Mori Art Museum, Tokyo
February 9, 2019–May 26, 2019
The theme for the 2019 edition of “Roppongi Crossing”—a triennial held by the Mori Art Museum that offers something of a scene report on the Japanese contemporary art world—is “Connexions,” a reference to how artists are attempting to find points of unity in an increasingly fractured cultural and political landscape. More than 20 artists have been selected for this year’s edition. Their contributions will include Aono Fumiaki’s junk assemblages, ANREALAGE’s “form-changing clothes,” and Takekawa Nobuaki’s Cat Olympics, a sculpture that ponders the hype surrounding the 2020 Tokyo games through an absurdist feline lens. —J.C.
After years of relative obscurity, Gironcoli’s work has recently seen a revival, thanks to a major show of the late Austrian sculptor’s work earlier this year at the Museum Moderner Kunst Stiftung Ludwig in Vienna. Now the Schirn Kunsthalle will offer its own survey of Gironcoli’s metal sculptures, which resemble nightmarish versions of sci-fi machines. Their allusions to technology spiraling out of control have proven influential for young artists.

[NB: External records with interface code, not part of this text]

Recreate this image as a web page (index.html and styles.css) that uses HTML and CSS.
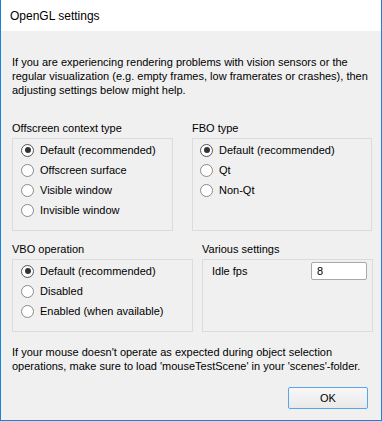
FILE: index.html
```html
<!DOCTYPE html>
<html lang="en">
<head>
  <meta charset="UTF-8">
  <title>OpenGL settings</title>
  <link rel="stylesheet" href="styles.css">
</head>
<body>
  <div class="window">
    <div class="titlebar">OpenGL settings</div>

    <div class="content">
      <p class="intro">If you are experiencing rendering problems with vision sensors or the regular visualization (e.g. empty frames, low framerates or crashes), then adjusting settings below might help.</p>

      <div class="row row-top">
        <div class="group group-offscreen">
          <div class="group-title">Offscreen context type</div>
          <div class="group-box">
            <div class="option"><span class="radio checked"></span>Default (recommended)</div>
            <div class="option"><span class="radio"></span>Offscreen surface</div>
            <div class="option"><span class="radio"></span>Visible window</div>
            <div class="option"><span class="radio"></span>Invisible window</div>
          </div>
        </div>
        <div class="group group-fbo">
          <div class="group-title">FBO type</div>
          <div class="group-box">
            <div class="option"><span class="radio checked"></span>Default (recommended)</div>
            <div class="option"><span class="radio"></span>Qt</div>
            <div class="option"><span class="radio"></span>Non-Qt</div>
          </div>
        </div>
      </div>

      <div class="row row-bottom">
        <div class="group group-vbo">
          <div class="group-title">VBO operation</div>
          <div class="group-box">
            <div class="option"><span class="radio checked"></span>Default (recommended)</div>
            <div class="option"><span class="radio"></span>Disabled</div>
            <div class="option"><span class="radio"></span>Enabled (when available)</div>
          </div>
        </div>
        <div class="group group-various">
          <div class="group-title">Various settings</div>
          <div class="group-box">
            <div class="field">
              <span class="field-label">Idle fps</span>
              <input class="field-input" value="8">
            </div>
          </div>
        </div>
      </div>

      <p class="note">If your mouse doesn't operate as expected during object selection operations, make sure to load 'mouseTestScene' in your 'scenes'-folder.</p>

      <div class="actions">
        <button class="ok">OK</button>
      </div>
    </div>
  </div>
</body>
</html>
```

FILE: styles.css
```css
* {
  margin: 0; padding: 0; box-sizing: border-box;
}
body {
  background: #f0f0f0;
  font-family: 'Liberation Sans', Arial, sans-serif;
  font-size: 11px;
  color: #000;
}
.window {
  width: 382px;
  height: 421px;
  background: #f0f0f0;
  border: 1px solid #1883d7;
  border-top: none;
}
.titlebar {
  height: 31px;
  background: #fff;
  padding-left: 9px;
  padding-top: 1px;
  line-height: 30px;
  font-size: 12px;
}
.content {
  padding: 24px 0 0 11px;
}
.intro, .note {
  line-height: 14px;
}
.intro {
  width: 362px;
}
.row {
  display: flex;
}
.row-top {
  margin-top: 24px;
  gap: 19px;
}
.row-bottom {
  margin-top: 11px;
  gap: 9px;
}
.group {
  display: flex;
  flex-direction: column;
}
.group-title {
  line-height: 14px;
  margin-bottom: 3px;
}
.group-box {
  flex-grow: 1;
  border: 1px solid #dcdcdc;
  padding: 1px 0 10px 8px;
}
.group-offscreen { width: 161px; }
.group-fbo { width: 180px; }
.group-vbo { width: 181px; }
.group-various { width: 171px; }
.group-fbo .group-box { padding-left: 7px; }
.option {
  display: flex;
  align-items: center;
  height: 20px;
}
.radio {
  width: 13px;
  height: 13px;
  border: 1px solid #8a8a8a;
  border-radius: 50%;
  background: #fff;
  margin-right: 6px;
  display: flex;
  align-items: center;
  justify-content: center;
}
.radio.checked {
  border-color: #555;
}
.radio.checked::after {
  content: "";
  width: 6px;
  height: 6px;
  border-radius: 50%;
  background: #333;
}
.field {
  display: flex;
  align-items: center;
  justify-content: space-between;
  height: 20px;
  padding-right: 5px;
}
.field-label {
  padding-left: 1px;
}
.field-input {
  width: 56px;
  height: 18px;
  border: 1px solid #a8a8a8;
  border-radius: 2px;
  background: #fff;
  font-family: inherit;
  font-size: 11px;
  padding-left: 5px;
}
.note {
  margin-top: 13px;
  width: 360px;
}
.actions {
  display: flex;
  justify-content: flex-end;
  padding-right: 13px;
  margin-top: 14px;
}
.ok {
  width: 80px;
  height: 22px;
  border: 1px solid #5aa5e8;
  border-radius: 2px;
  background: linear-gradient(#f8f8f8, #e9e9e9);
  font-family: inherit;
  font-size: 11px;
  color: #000;
}
```
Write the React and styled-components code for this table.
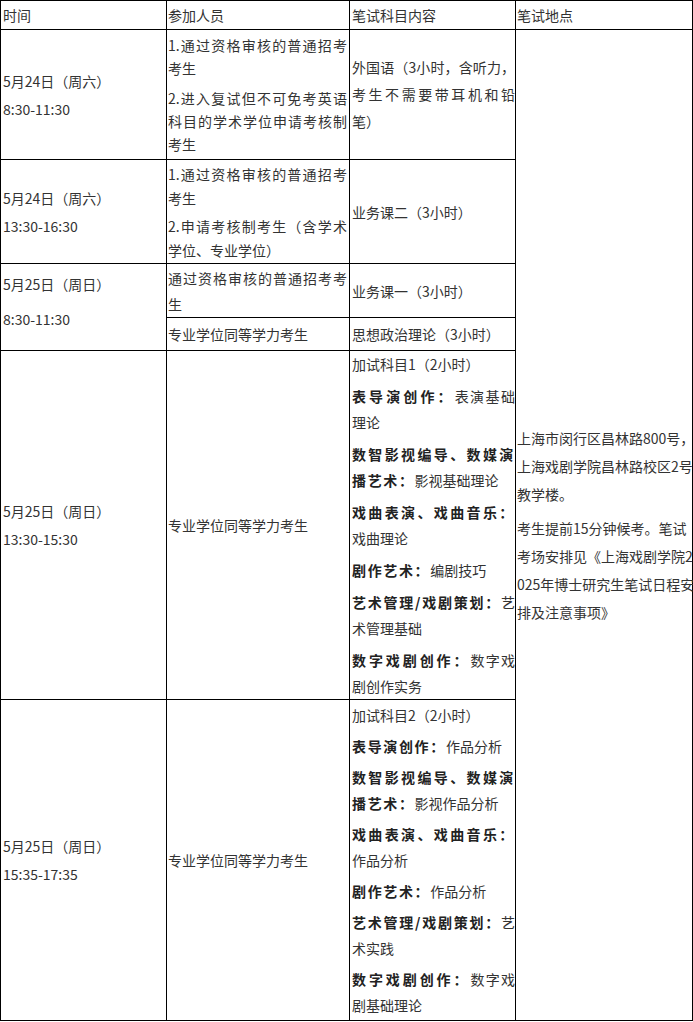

The Schirn show will focus specifically on Gironcoli’s late works, from 1990s and 2000s. —S.N.
“Producing Futures—An Exhibition on Post-Cyber-Feminisms”
Migros Museum für Gegenwartskunst, Zurich
February 16, 2019–May 12, 2019
Ever since 1991, when the collective VNS Matrix disseminated its Cyberfeminist Manifesto both on- and offline, artists have envisioned a number of ways technology might disrupt our relatively conservative understandings of gender binaries and norms. But what is the state of cyberfeminism today? With this show, the Migros Museum will survey artists concerned with digital technology’s impact on the body—and consider the relevance of cyberfeminism in the present. The show’s artist list includes Guan Xiao, Tabita Rezaire, Anicka Yi, Juliana Huxtable, Wu Tsang, and more. —A.G.